>> Start INFORMATION SUPPLIED
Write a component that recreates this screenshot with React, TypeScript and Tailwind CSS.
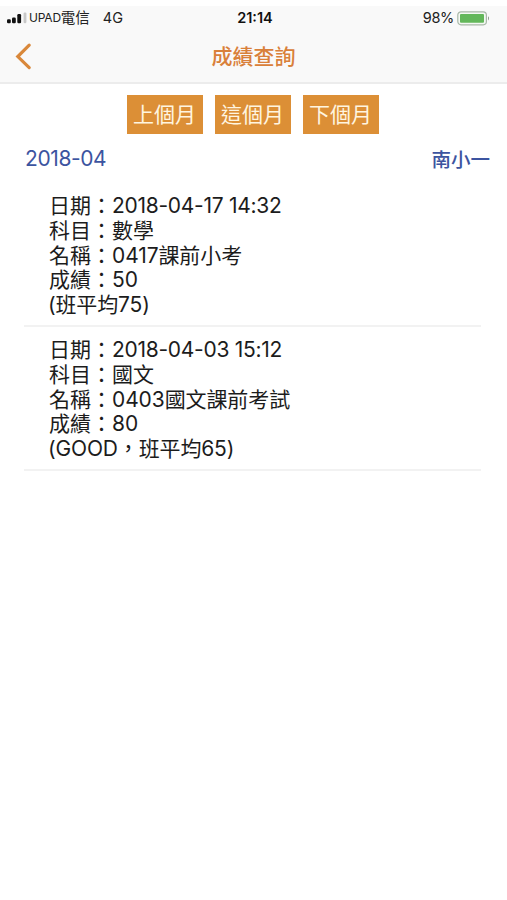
>> End INFORMATION SUPPLIED
>> Start INFORMATION SUPPLIED
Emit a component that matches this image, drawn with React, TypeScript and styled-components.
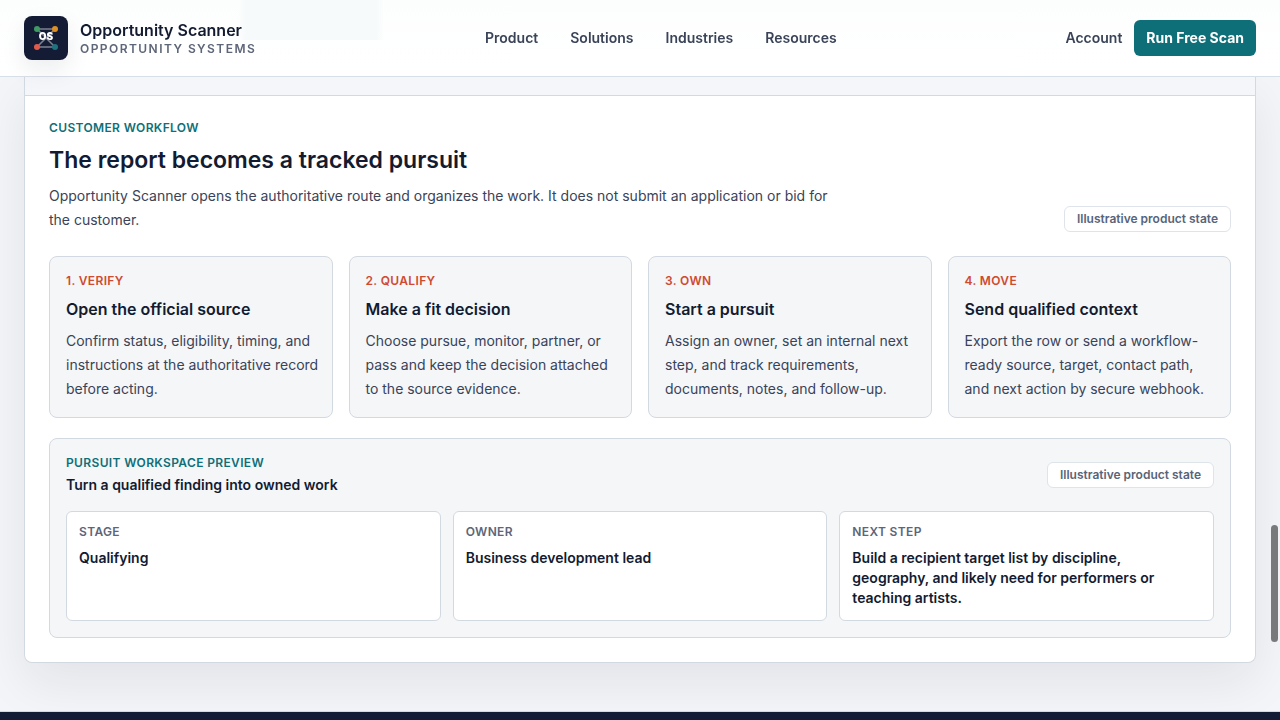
>> End INFORMATION SUPPLIED
>> Start INFORMATION SUPPLIED
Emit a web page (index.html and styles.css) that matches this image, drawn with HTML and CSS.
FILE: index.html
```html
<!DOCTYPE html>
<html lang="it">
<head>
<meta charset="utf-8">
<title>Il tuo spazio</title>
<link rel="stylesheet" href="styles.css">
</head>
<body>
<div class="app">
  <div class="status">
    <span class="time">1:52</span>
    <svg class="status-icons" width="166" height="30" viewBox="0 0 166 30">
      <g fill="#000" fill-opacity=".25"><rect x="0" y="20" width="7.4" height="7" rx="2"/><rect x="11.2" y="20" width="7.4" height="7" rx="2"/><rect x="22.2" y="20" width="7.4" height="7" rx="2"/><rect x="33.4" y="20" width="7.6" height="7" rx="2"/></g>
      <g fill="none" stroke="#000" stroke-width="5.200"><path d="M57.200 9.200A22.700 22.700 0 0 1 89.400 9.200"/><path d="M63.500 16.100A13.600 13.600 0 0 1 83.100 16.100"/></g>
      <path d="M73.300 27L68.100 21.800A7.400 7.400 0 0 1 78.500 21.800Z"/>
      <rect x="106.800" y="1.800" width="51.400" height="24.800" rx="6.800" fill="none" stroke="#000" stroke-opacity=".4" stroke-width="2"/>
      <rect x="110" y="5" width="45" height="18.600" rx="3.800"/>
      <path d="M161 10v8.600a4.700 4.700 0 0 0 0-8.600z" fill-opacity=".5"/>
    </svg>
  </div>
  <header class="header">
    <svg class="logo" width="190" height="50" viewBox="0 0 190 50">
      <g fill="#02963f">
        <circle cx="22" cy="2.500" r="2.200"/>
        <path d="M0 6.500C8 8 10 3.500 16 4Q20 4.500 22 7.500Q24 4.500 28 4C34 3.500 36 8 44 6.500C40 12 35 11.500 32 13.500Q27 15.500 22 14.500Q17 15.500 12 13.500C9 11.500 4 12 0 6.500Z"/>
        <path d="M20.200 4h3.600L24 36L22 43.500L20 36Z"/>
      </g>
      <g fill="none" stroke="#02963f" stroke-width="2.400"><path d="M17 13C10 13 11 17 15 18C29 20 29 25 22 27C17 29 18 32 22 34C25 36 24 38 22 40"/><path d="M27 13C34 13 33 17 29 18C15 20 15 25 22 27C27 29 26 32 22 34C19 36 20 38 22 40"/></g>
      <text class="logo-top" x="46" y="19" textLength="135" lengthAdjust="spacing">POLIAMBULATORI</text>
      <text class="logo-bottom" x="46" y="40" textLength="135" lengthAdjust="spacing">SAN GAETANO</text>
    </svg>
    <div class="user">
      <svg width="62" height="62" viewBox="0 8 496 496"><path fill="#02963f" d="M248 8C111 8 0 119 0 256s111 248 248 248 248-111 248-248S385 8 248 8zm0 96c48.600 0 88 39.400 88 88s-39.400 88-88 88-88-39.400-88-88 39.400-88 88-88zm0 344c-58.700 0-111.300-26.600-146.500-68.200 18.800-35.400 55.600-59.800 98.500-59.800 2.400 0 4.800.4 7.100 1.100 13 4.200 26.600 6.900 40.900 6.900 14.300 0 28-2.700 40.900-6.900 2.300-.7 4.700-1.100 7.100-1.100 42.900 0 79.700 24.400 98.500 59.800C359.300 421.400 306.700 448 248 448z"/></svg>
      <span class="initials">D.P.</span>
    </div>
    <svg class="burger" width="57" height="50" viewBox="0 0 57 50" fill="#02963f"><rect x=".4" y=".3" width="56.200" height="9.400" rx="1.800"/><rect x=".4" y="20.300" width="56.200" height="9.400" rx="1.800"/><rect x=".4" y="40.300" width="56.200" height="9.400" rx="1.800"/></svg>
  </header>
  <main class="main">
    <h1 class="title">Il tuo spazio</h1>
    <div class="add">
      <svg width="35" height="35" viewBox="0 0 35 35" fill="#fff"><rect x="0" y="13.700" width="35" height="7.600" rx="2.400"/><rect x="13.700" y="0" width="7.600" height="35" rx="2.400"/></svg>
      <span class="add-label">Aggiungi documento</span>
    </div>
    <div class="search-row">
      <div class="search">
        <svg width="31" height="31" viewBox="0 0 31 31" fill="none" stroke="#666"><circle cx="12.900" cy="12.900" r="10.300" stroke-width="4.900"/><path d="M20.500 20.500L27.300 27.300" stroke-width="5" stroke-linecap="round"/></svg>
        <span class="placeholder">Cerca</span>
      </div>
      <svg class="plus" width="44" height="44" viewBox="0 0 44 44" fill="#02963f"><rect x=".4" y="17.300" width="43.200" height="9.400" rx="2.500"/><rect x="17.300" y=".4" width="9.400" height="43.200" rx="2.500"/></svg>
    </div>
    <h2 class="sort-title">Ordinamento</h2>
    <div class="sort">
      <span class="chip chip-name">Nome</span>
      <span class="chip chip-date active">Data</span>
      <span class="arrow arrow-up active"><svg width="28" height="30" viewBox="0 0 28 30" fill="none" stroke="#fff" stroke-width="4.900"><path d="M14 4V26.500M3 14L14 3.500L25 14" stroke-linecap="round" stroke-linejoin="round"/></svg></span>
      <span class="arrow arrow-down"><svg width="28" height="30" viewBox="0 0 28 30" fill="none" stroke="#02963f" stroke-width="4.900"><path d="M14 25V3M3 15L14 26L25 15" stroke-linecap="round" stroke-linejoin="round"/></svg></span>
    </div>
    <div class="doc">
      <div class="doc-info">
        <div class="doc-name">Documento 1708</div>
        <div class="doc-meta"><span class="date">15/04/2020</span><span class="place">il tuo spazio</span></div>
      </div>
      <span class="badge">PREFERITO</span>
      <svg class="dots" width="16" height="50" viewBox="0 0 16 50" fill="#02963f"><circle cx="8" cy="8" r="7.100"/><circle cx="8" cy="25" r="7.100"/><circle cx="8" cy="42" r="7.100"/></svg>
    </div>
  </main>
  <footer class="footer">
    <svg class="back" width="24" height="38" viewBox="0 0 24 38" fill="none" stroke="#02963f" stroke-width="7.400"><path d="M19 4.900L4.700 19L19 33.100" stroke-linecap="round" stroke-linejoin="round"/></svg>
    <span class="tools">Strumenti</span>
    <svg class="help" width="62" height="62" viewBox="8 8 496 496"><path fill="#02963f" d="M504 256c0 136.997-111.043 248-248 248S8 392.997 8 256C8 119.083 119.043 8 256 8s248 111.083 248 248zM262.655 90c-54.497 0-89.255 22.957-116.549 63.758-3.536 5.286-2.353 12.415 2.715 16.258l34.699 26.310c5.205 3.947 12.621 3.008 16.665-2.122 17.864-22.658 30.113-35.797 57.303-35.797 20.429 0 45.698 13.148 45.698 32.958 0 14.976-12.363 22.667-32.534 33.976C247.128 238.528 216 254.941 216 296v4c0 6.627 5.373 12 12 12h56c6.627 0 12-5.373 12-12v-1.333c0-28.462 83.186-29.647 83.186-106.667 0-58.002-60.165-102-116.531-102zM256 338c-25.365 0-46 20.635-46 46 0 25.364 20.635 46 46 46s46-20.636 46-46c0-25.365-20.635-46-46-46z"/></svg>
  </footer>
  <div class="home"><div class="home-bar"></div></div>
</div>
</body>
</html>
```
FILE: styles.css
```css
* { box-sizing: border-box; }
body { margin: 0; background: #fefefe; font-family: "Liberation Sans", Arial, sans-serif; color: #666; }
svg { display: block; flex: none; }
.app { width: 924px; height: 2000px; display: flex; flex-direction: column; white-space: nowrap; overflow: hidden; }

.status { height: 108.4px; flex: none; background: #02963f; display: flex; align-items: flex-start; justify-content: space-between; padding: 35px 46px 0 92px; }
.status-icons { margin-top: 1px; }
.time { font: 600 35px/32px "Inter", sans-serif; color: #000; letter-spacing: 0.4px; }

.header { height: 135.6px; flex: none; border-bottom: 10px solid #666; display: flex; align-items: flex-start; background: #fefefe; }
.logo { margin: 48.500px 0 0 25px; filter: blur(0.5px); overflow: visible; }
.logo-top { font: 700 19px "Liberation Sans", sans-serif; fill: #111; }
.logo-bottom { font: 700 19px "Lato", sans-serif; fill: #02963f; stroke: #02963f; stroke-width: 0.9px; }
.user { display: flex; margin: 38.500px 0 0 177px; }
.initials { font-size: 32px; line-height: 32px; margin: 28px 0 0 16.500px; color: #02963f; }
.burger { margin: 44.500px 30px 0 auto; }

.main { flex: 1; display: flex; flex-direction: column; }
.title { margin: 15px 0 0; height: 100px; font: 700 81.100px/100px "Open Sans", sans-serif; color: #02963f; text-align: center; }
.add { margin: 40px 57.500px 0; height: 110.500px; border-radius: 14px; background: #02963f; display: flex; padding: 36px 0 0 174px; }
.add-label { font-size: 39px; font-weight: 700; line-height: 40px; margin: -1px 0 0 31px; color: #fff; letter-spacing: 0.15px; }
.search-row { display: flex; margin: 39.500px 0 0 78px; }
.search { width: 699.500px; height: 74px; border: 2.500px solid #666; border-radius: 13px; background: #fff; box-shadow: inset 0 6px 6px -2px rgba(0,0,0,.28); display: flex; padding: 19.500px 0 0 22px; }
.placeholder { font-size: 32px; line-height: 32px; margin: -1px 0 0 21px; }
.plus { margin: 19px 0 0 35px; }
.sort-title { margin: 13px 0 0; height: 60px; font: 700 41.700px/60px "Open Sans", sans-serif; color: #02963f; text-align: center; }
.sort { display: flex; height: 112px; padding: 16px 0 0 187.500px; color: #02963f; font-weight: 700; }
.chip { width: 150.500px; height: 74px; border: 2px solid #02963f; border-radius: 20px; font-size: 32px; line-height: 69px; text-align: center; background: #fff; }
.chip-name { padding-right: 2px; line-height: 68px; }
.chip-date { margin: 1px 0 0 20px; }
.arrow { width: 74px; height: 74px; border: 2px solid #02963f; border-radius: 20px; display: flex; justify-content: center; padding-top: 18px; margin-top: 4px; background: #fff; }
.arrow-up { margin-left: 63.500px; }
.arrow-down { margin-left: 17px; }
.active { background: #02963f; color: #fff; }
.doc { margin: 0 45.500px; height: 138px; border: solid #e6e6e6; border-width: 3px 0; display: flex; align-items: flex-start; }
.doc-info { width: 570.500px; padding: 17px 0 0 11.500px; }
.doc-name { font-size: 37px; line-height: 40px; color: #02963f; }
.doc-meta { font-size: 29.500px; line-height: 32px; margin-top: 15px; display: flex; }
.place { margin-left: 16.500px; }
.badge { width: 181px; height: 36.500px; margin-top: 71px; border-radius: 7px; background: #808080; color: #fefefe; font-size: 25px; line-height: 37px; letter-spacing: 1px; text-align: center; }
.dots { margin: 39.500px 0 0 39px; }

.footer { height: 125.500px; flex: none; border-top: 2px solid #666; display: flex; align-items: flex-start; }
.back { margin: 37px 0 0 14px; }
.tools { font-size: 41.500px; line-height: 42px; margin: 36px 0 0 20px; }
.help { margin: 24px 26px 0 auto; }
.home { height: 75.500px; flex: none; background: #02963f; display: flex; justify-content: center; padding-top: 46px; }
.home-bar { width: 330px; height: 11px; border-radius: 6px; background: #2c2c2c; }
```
>> End INFORMATION SUPPLIED
Gather every line from the listing above in which "this" appears, and copy those lines.

Write a component that recreates this screenshot with React, TypeScript and Tailwind CSS.
Emit a component that matches this image, drawn with React, TypeScript and styled-components.
Emit a web page (index.html and styles.css) that matches this image, drawn with HTML and CSS.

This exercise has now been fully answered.